The project is interdisciplinary – it will be implemented at the intersection of cognitive science, psychology, philosophy of mathematics and methodology of science. Mechanisms of spatial orientation, results of developmental psychology research concerning acquisition of geometric skills, language of geometry characterized by the repetition of certain formulas, mechanisms of abstraction, as well as mechanisms of precision and conceptual stability in geometry will be analyzed in succeeding stages of the project. In the last stage of the project links between the mechanisms of geometric and numerical cognition will be examined.

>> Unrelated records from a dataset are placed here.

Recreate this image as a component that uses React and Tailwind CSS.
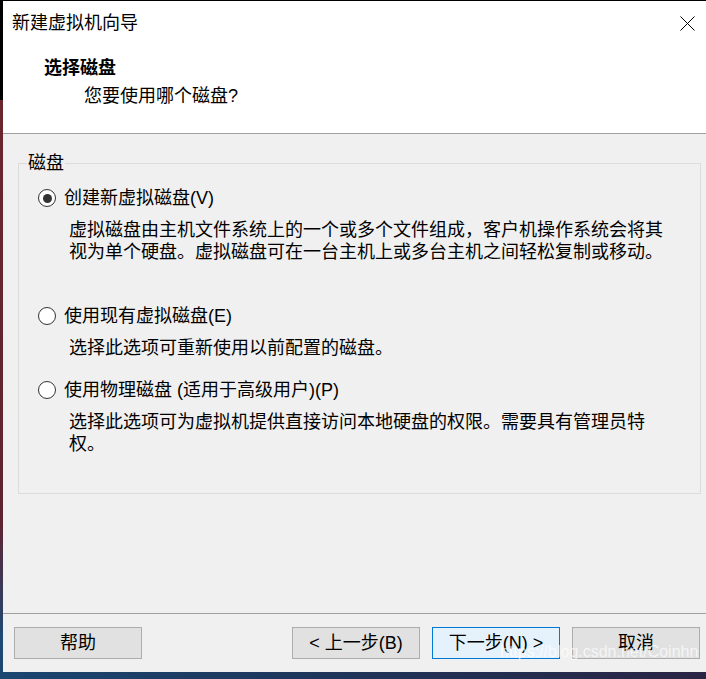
import React from "react";

const FONT = "font-['Liberation_Sans','Noto_Sans_CJK_SC',sans-serif]";

function Radio({ checked }) {
  return (
    <span className="flex h-[18px] w-[18px] flex-none items-center justify-center rounded-full border border-[#333333] bg-white">
      {checked && <span className="h-[9px] w-[9px] rounded-full bg-[#333333]" />}
    </span>
  );
}

function Option({ checked, label, lines, gapTop }) {
  return (
    <div className={gapTop}>
      <div className="flex h-[22px] items-center gap-[8px]">
        <Radio checked={checked} />
        <span className="leading-[22px]">{label}</span>
      </div>
      <div className="mt-[10px] pl-[31px] leading-[22px]">
        {lines.map((l) => (
          <div key={l} className="whitespace-nowrap">
            {l}
          </div>
        ))}
      </div>
    </div>
  );
}

function Button({ children, primary }) {
  return (
    <button
      className={
        primary
          ? "h-[32px] w-[128px] border border-[#0078d7] bg-[#e5f1fb] leading-[22px]"
          : "h-[32px] w-[128px] border border-[#adadad] bg-[#e1e1e1] leading-[22px]"
      }
    >
      {children}
    </button>
  );
}

export default function App() {
  return (
    <div className={`relative flex h-[679px] w-[706px] flex-col overflow-hidden bg-black text-[18px] text-black ${FONT}`}>
      {/* top edge of desktop */}
      <div className="h-[1px] flex-none bg-black" />

      <div className="flex flex-none">
        {/* desktop strip visible to the left */}
        <div className="w-[3px] flex-none bg-[linear-gradient(to_bottom,#000_0px,#000_99px,#6b262d_99px,#5e2330_520px,#1d4a75_640px,#1b4670_671px)]" />

        {/* wizard window */}
        <div className="flex h-[671px] flex-1 flex-col bg-[#f0f0f0]">
          {/* title bar */}
          <div className="flex h-[44px] flex-none items-center bg-white pl-[9px] pr-[11px]">
            <span className="leading-[22px]">新建虚拟机向导</span>
            <svg className="ml-auto" width="15" height="15" viewBox="0 0 15 15">
              <path d="M0.5 0.5 L14.5 14.5 M14.5 0.5 L0.5 14.5" stroke="#000" strokeWidth="1" fill="none" />
            </svg>
          </div>

          {/* header */}
          <div className="h-[89px] flex-none border-b border-[#a0a0a0] bg-white pt-[12px]">
            <div className="pl-[41px] font-bold leading-[22px]">选择磁盘</div>
            <div className="mt-[6px] pl-[81px] leading-[22px]">您要使用哪个磁盘?</div>
          </div>

          {/* body */}
          <div className="flex-1 pt-[18px]">
            <fieldset className="ml-[15px] mr-[5px] border border-[#dcdcdc] pb-[38px] pl-[19px] pt-[13px]">
              <legend className="ml-[-11px] px-[1px] leading-[22px]">磁盘</legend>
              <Option
                checked
                label="创建新虚拟磁盘(V)"
                lines={[
                  "虚拟磁盘由主机文件系统上的一个或多个文件组成，客户机操作系统会将其",
                  "视为单个硬盘。虚拟磁盘可在一台主机上或多台主机之间轻松复制或移动。",
                ]}
              />
              <Option
                label="使用现有虚拟磁盘(E)"
                lines={["选择此选项可重新使用以前配置的磁盘。"]}
                gapTop="mt-[42px]"
              />
              <Option
                label="使用物理磁盘 (适用于高级用户)(P)"
                lines={[
                  "选择此选项可为虚拟机提供直接访问本地硬盘的权限。需要具有管理员特",
                  "权。",
                ]}
                gapTop="mt-[20px]"
              />
            </fieldset>
          </div>

          {/* footer */}
          <div className="flex h-[59px] flex-none items-start border-t border-[#a0a0a0] pl-[11px] pr-[6px] pt-[13px]">
            <Button>帮助</Button>
            <div className="ml-auto flex gap-[12px]">
              <Button>&lt; 上一步(B)</Button>
              <Button primary>下一步(N) &gt;</Button>
              <Button>取消</Button>
            </div>
          </div>
        </div>
      </div>

      {/* desktop below window */}
      <div className="flex-1 bg-[linear-gradient(to_right,#1a4670,#1f3458_50%,#2a2444)]" />

      {/* blog watermark */}
      <div className="pointer-events-none absolute left-[500px] top-[641px] font-['Liberation_Sans',sans-serif] text-[16px] leading-[22px] text-white/70">
        https://blog.csdn.net/Coinhn
      </div>
    </div>
  );
}
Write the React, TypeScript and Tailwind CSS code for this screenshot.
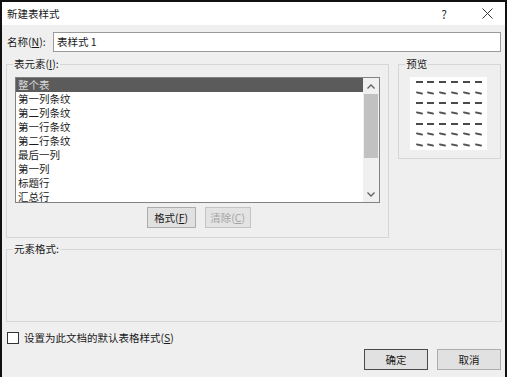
import React from "react";

const FONT = { fontFamily: '"Noto Sans CJK SC", "Liberation Sans", sans-serif' };

const items = [
  "整个表",
  "第一列条纹",
  "第二列条纹",
  "第一行条纹",
  "第二行条纹",
  "最后一列",
  "第一列",
  "标题行",
  "汇总行",
];

const Chevron = ({ up }: { up?: boolean }) => (
  <svg width="8" height="5" viewBox="0 0 8 5" className="block">
    <polyline
      points={up ? "0.5,4.5 4,1 7.5,4.5" : "0.5,0.5 4,4 7.5,0.5"}
      fill="none"
      stroke="#606060"
      strokeWidth="1.3"
    />
  </svg>
);

const PreviewGrid = () => {
  const rows = [0, 1, 2, 3, 4, 5, 6];
  const cols = [0, 1, 2, 3, 4, 5];
  return (
    <div className="w-[77px] h-[73px] bg-white flex flex-col px-[3px]">
      {rows.map((r) => (
        <div key={r} className="flex-1 grid grid-cols-6 items-center">
          {cols.map((c) => (
            <div key={c} className="flex justify-center">
              <div
                className={
                  r % 2 === 1 || r === 6
                    ? "w-[7px] h-[2px] bg-[#555] rounded-[1px] skew-y-12"
                    : "w-[7px] h-[2px] bg-[#4a4a4a]"
                }
              />
            </div>
          ))}
        </div>
      ))}
    </div>
  );
};

const Btn = ({
  children,
  w,
  disabled,
  primary,
}: {
  children: React.ReactNode;
  w: string;
  disabled?: boolean;
  primary?: boolean;
}) => (
  <button
    className={
      "h-[21px] text-[10.5px] leading-[14px] flex items-center justify-center border " +
      w +
      (disabled
        ? " bg-[#e3e3e3] border-[#c4c4c4] text-[#a3a3a3]"
        : primary
        ? " bg-[#e1e1e1] border-[#4a4a4a] text-[#1a1a1a]"
        : " bg-[#e1e1e1] border-[#adadad] text-[#1a1a1a]")
    }
  >
    {children}
  </button>
);

export default function App() {
  return (
    <div
      style={FONT}
      className="w-[507px] h-[377px] bg-[#efefef] border-x-2 border-t-2 border-[#111] flex flex-col text-[#1a1a1a] overflow-hidden"
    >
      {/* title bar */}
      <div className="h-[23px] bg-white flex items-center pl-[5px] shrink-0">
        <span className="text-[10.5px] leading-[14px]">新建表样式</span>
        <span className="ml-auto text-[12px] leading-[14px] text-[#333] mr-[35px]">?</span>
        <svg width="11" height="11" viewBox="0 0 11 11" className="mr-[12px]">
          <path d="M0.5 0.5 L10.5 10.5 M10.5 0.5 L0.5 10.5" stroke="#333" strokeWidth="1" />
        </svg>
      </div>

      <div className="flex flex-col px-[4px]">
        {/* name row */}
        <div className="flex items-center mt-[7px] pl-[1px]">
          <span className="text-[10.5px] leading-[14px] w-[46px]">
            名称(<u>N</u>):
          </span>
          <div className="h-[20px] w-[449px] bg-white border border-[#9a9a9a] flex items-center pl-[3px] text-[10.5px] leading-[14px]">
            表样式 1
          </div>
        </div>

        {/* groups */}
        <div className="flex mt-[5px]">
          <fieldset className="w-[384px] h-[181px] border border-[#d6d6d6] flex flex-col">
            <legend className="ml-[6px] px-[1px] text-[10.5px] leading-[14px]">
              表元素(<u>I</u>):
            </legend>
            <div className="mt-[6px] ml-[8px] w-[365px] h-[126px] bg-white border border-[#828282] flex">
              <div className="flex-1 flex flex-col">
                {items.map((t, i) => (
                  <div
                    key={t}
                    className={
                      "h-[14px] pl-[2px] text-[10.5px] leading-[14px] whitespace-nowrap " +
                      (i === 0 ? "bg-[#5b5b5b] text-[#d8d8d8]" : "")
                    }
                  >
                    {t}
                  </div>
                ))}
              </div>
              <div className="w-[16px] bg-[#f0f0f0] flex flex-col items-center">
                <div className="h-[16px] flex items-center justify-center">
                  <Chevron up />
                </div>
                <div className="w-[14px] h-[64px] bg-[#c1c1c1]" />
                <div className="flex-1" />
                <div className="h-[16px] flex items-center justify-center">
                  <Chevron />
                </div>
              </div>
            </div>
            <div className="flex justify-center gap-[9px] mt-[4px] pl-[2px]">
              <Btn w="w-[49px]">
                格式(<u>F</u>)
              </Btn>
              <Btn w="w-[46px]" disabled>
                清除(<u>C</u>)
              </Btn>
            </div>
          </fieldset>

          <fieldset className="ml-[9px] w-[103px] h-[102px] border border-[#d6d6d6] flex flex-col">
            <legend className="ml-[6px] px-[1px] text-[10.5px] leading-[14px]">预览</legend>
            <div className="mt-[6px] ml-[11px]">
              <PreviewGrid />
            </div>
          </fieldset>
        </div>

        <fieldset className="mt-[4px] w-[496px] h-[80px] border border-[#d6d6d6]">
          <legend className="ml-[6px] px-[1px] text-[10.5px] leading-[14px]">元素格式:</legend>
        </fieldset>

        {/* default checkbox */}
        <div className="flex items-center mt-[9px] pl-[1px]">
          <div className="w-[12px] h-[12px] bg-white border border-[#333]" />
          <span className="ml-[5px] text-[10.5px] leading-[14px]">
            设置为此文档的默认表格样式(<u>S</u>)
          </span>
        </div>

        {/* footer */}
        <div className="flex justify-end gap-[9px] mt-[4px]">
          <Btn w="w-[64px]" primary>
            确定
          </Btn>
          <Btn w="w-[64px]">取消</Btn>
        </div>
      </div>
    </div>
  );
}
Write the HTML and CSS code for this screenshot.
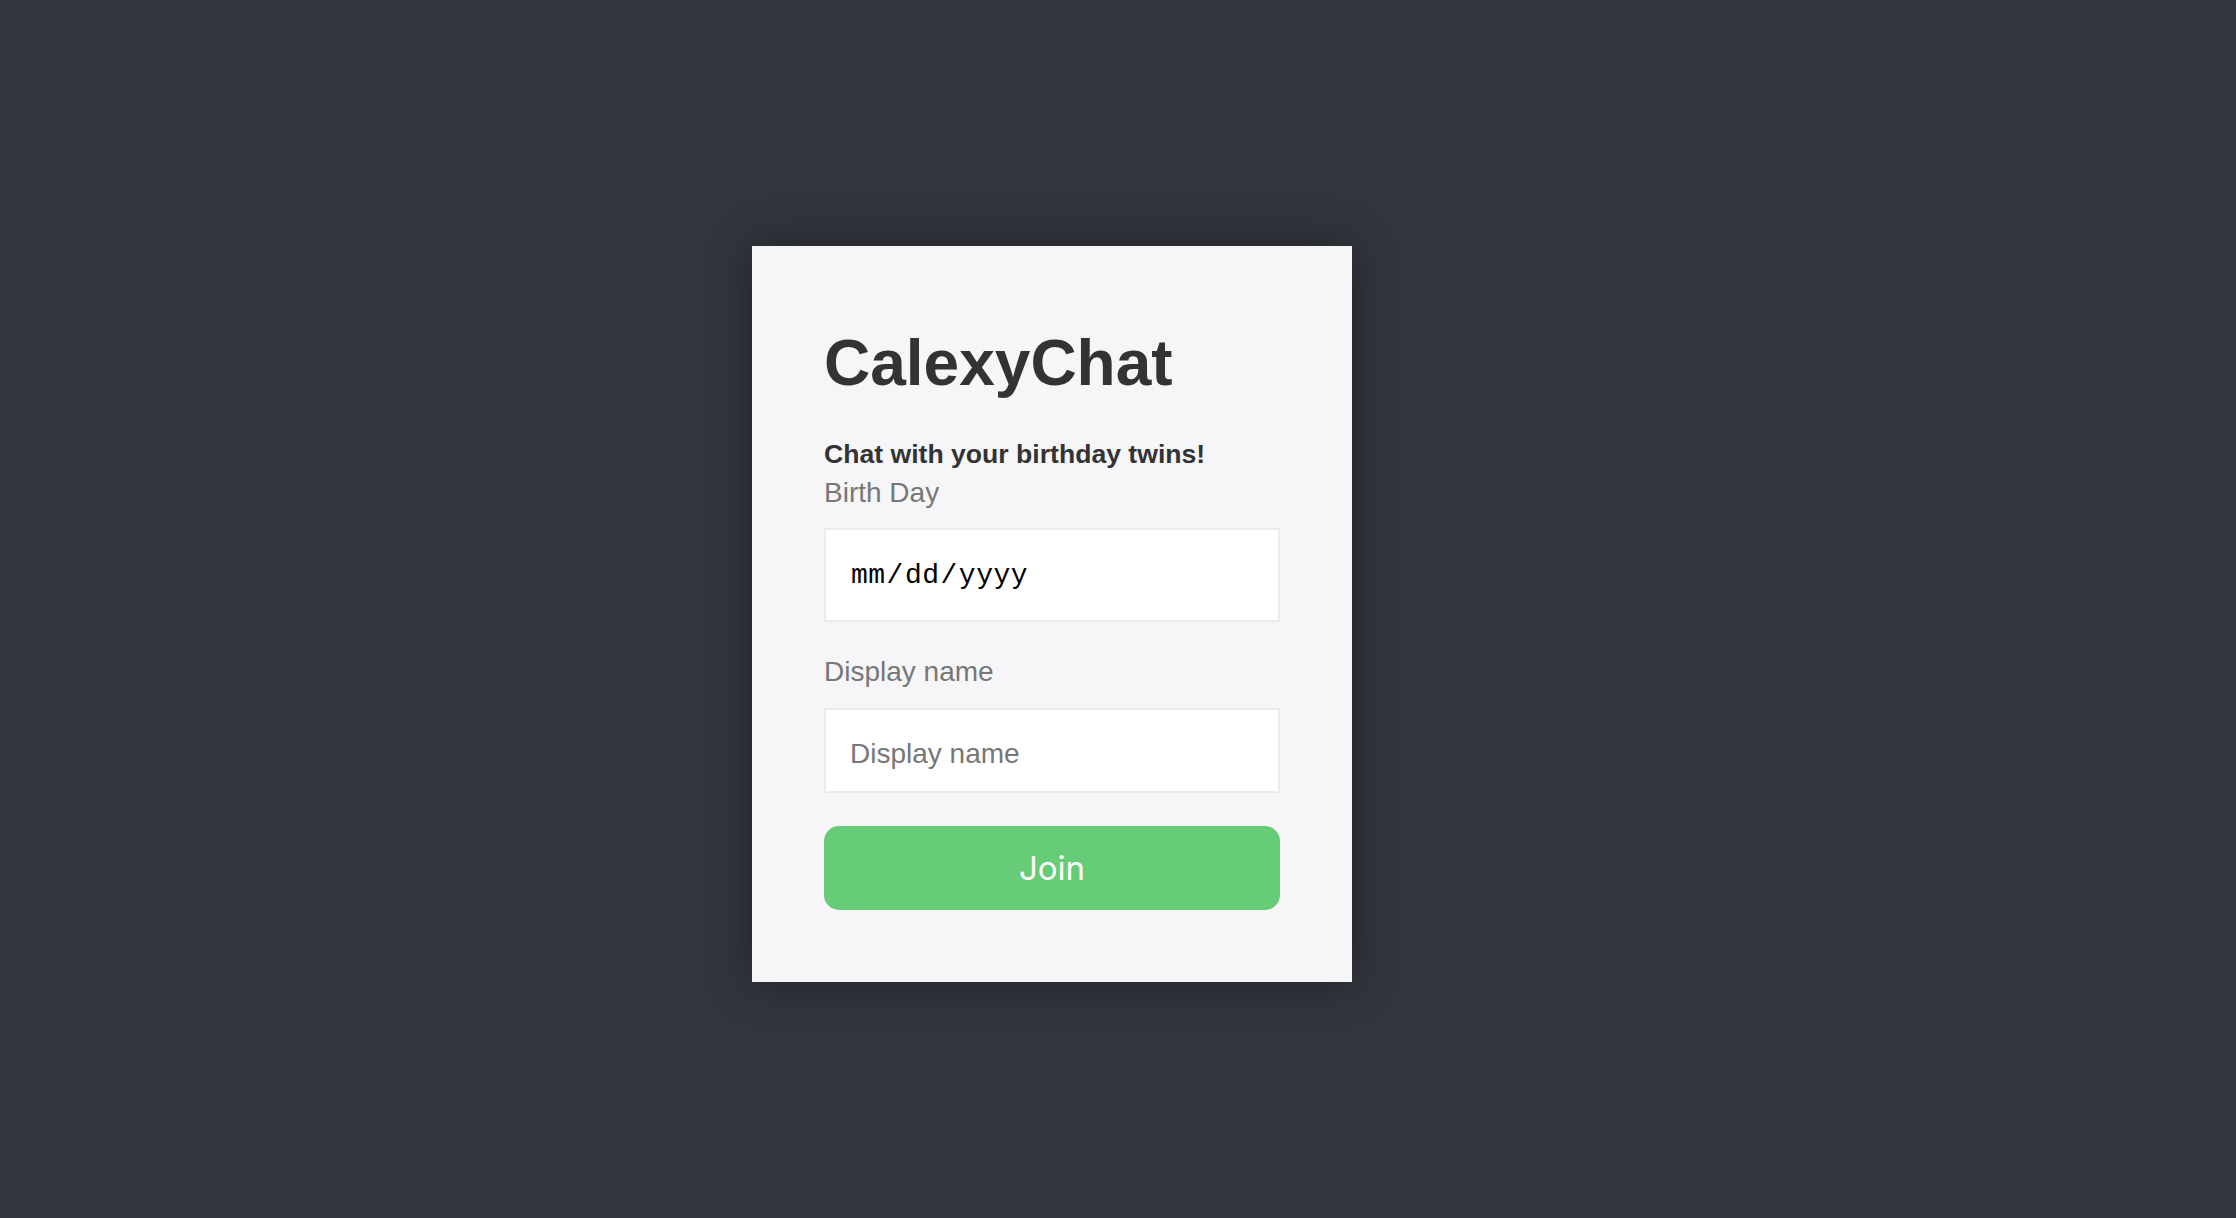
FILE: index.html
```html
<!DOCTYPE html>
<html lang="en">
<head>
<meta charset="utf-8">
<title>CalexyChat</title>
<link rel="stylesheet" href="styles.css">
</head>
<body>
<main class="stage">
  <form class="card">
    <h1 class="title">CalexyChat</h1>
    <p class="tagline">Chat with your birthday twins!</p>
    <label class="field-label label-birth" for="bday">Birth Day</label>
    <input class="field field-date" id="bday" type="date">
    <label class="field-label label-name" for="dname">Display name</label>
    <input class="field field-text" id="dname" type="text" placeholder="Display name">
    <button class="join" type="button">Join</button>
  </form>
</main>
</body>
</html>
```

FILE: styles.css
```css
html, body {
  margin: 0;
  padding: 0;
}

body {
  background: #32353c;
  font-family: "Liberation Sans", Arial, sans-serif;
}

.stage {
  box-sizing: border-box;
  min-height: 100vh;
  display: flex;
  align-items: center;
  justify-content: center;
  padding: 10px 132px 0 0;
}

.card {
  box-sizing: border-box;
  width: 600px;
  padding: 72px;
  background: #f6f6f8;
  box-shadow: 0 0 40px rgba(0, 0, 0, 0.35);
  display: flex;
  flex-direction: column;
}

.title {
  margin: 13px 0 0;
  font-size: 64px;
  line-height: 64px;
  font-weight: 700;
  color: #333333;
}

.tagline {
  margin: 43px 0 0;
  font-size: 26.6px;
  line-height: 32px;
  font-weight: 700;
  color: #333333;
}

.field-label {
  display: block;
  font-size: 28px;
  line-height: 32px;
  color: #777777;
}

.label-birth {
  margin: 7px 0 19px;
}

.label-name {
  margin: 34px 0 20px;
}

.field {
  box-sizing: border-box;
  width: 100%;
  margin: 0;
  border: 2px solid #ececec;
  border-radius: 0;
  background: #ffffff;
  outline: none;
  padding: 0 24px;
}

.field-date {
  height: 94px;
  font-family: "Liberation Mono", "Courier New", monospace;
  font-size: 28px;
  letter-spacing: 0.5px;
  color: #000000;
}

.field-date::-webkit-calendar-picker-indicator {
  display: none;
}

.field-text {
  height: 85px;
  padding-top: 6px;
  font-family: "Liberation Sans", Arial, sans-serif;
  font-size: 28px;
  color: #333333;
}

.field-text::placeholder {
  color: #777777;
}

.join {
  margin-top: 33px;
  height: 84px;
  border: none;
  border-radius: 15px;
  background: #66cc77;
  color: #ffffff;
  font-family: Inter, "Liberation Sans", sans-serif;
  font-size: 33px;
  cursor: pointer;
}
```
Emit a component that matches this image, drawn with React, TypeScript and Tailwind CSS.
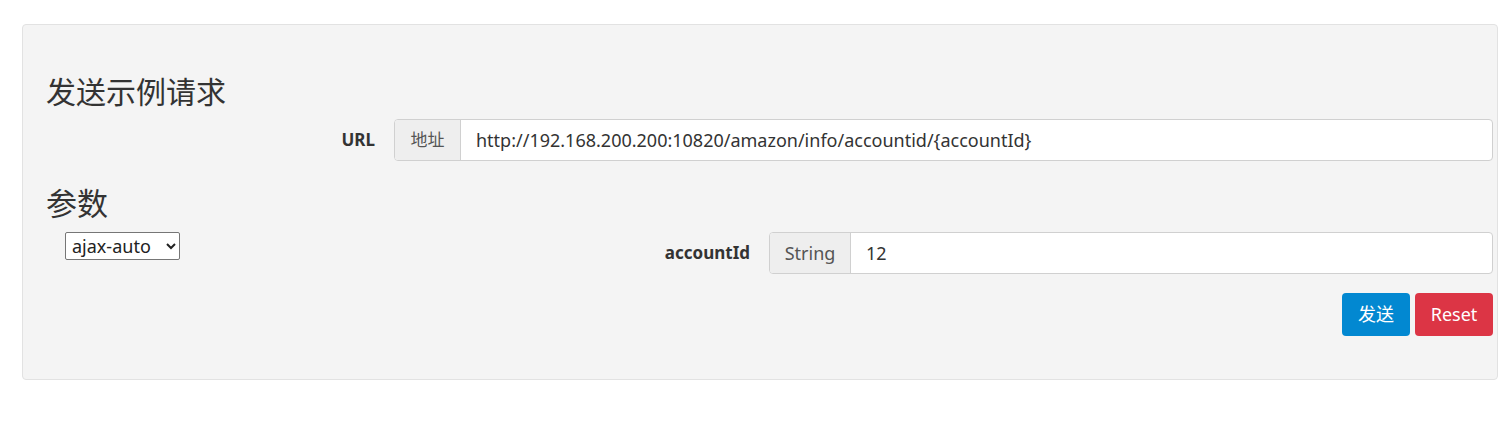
import { useState } from "react";

const font = "font-['Noto_Sans','Noto_Sans_CJK_SC',sans-serif]";

const App = () => {
  const [mode, setMode] = useState("ajax-auto");
  const [url, setUrl] = useState(
    "http://192.168.200.200:10820/amazon/info/accountid/{accountId}"
  );
  const [accountId, setAccountId] = useState("12");

  return (
    <div className={`bg-white min-h-[433px] pt-6 px-[22px] ${font} text-[#333]`}>
      <div className="w-[1476px] h-[356px] bg-[#f4f4f4] border border-[#e2e2e2] rounded pt-[49px] pl-[23px] pr-[4px]">
        <h3 className="text-[30px] leading-[36px] h-[36px]">发送示例请求</h3>

        {/* URL row */}
        <div className="flex items-center mt-[9px] h-[42px]">
          <label className="w-[329px] text-right font-bold text-[17px]">URL</label>
          <div className="flex flex-1 ml-[19px] h-[42px] border border-[#d0d0d0] rounded bg-white overflow-hidden">
            <span className="w-[66px] flex items-center justify-center bg-[#eeeeee] border-r border-[#d0d0d0] text-[17px] text-[#555]">
              地址
            </span>
            <input
              value={url}
              onChange={(e) => setUrl(e.target.value)}
              className="flex-1 px-[15px] text-[18px] text-[#333] outline-none"
            />
          </div>
        </div>

        <h3 className="text-[31px] leading-[36px] h-[36px] mt-[24px]">参数</h3>

        <div className="flex items-start mt-[11px]">
          <div className="w-[329px] pl-[19px]">
            <select
              value={mode}
              onChange={(e) => setMode(e.target.value)}
              className="h-[28px] w-[115px] border border-[#767676] rounded-[2px] bg-white text-[18px] leading-none px-[2px] text-[#222]"
            >
              <option>ajax-auto</option>
              <option>ajax-json</option>
              <option>form</option>
            </select>
          </div>
          <div className="flex-1 flex items-center h-[42px]">
            <label className="w-[375px] text-right font-bold text-[17px]">
              accountId
            </label>
            <div className="flex flex-1 ml-[19px] h-[42px] border border-[#d0d0d0] rounded bg-white overflow-hidden">
              <span className="w-[81px] flex items-center justify-center bg-[#eeeeee] border-r border-[#d0d0d0] text-[18px] text-[#555]">
                String
              </span>
              <input
                value={accountId}
                onChange={(e) => setAccountId(e.target.value)}
                className="flex-1 px-[15px] text-[18px] text-[#333] outline-none"
              />
            </div>
          </div>
        </div>

        <div className="flex justify-end gap-[5px] mt-[19px]">
          <button className="h-[43px] w-[68px] rounded bg-[#0288d1] text-white text-[18px]">
            发送
          </button>
          <button className="h-[43px] w-[78px] rounded bg-[#dc3545] text-white text-[18px]">
            Reset
          </button>
        </div>
      </div>
    </div>
  );
};

export default App;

Modern cognitive science of mathematics has its origin in the psychological studies of the representation and processing of numbers, which have been conducted since the sixties. On the other hand, geometry is an area neglected by cognitive scientists. This state of research is unsatisfactory if only due to the fact that geometric thinking is extremely important in modern mathematics, and it played an important role in the development of this discipline.
Implementation of the project can contribute to initiation of fruitful interdisciplinary discussions between cognitive scientists, philosophers and mathematicians themselves. The latter often are skeptical about the psychological and cognitive theories explaining the nature of mathematical cognition. Mathematicians point to the gap resulting from the fragmentation of theories that have concerned the numerical structures, at the same time neglecting geometry. In a wider perspective, the project may be valuable for the whole cognitive science, shedding new light on relations between the phylogenetically old spatial skills and language.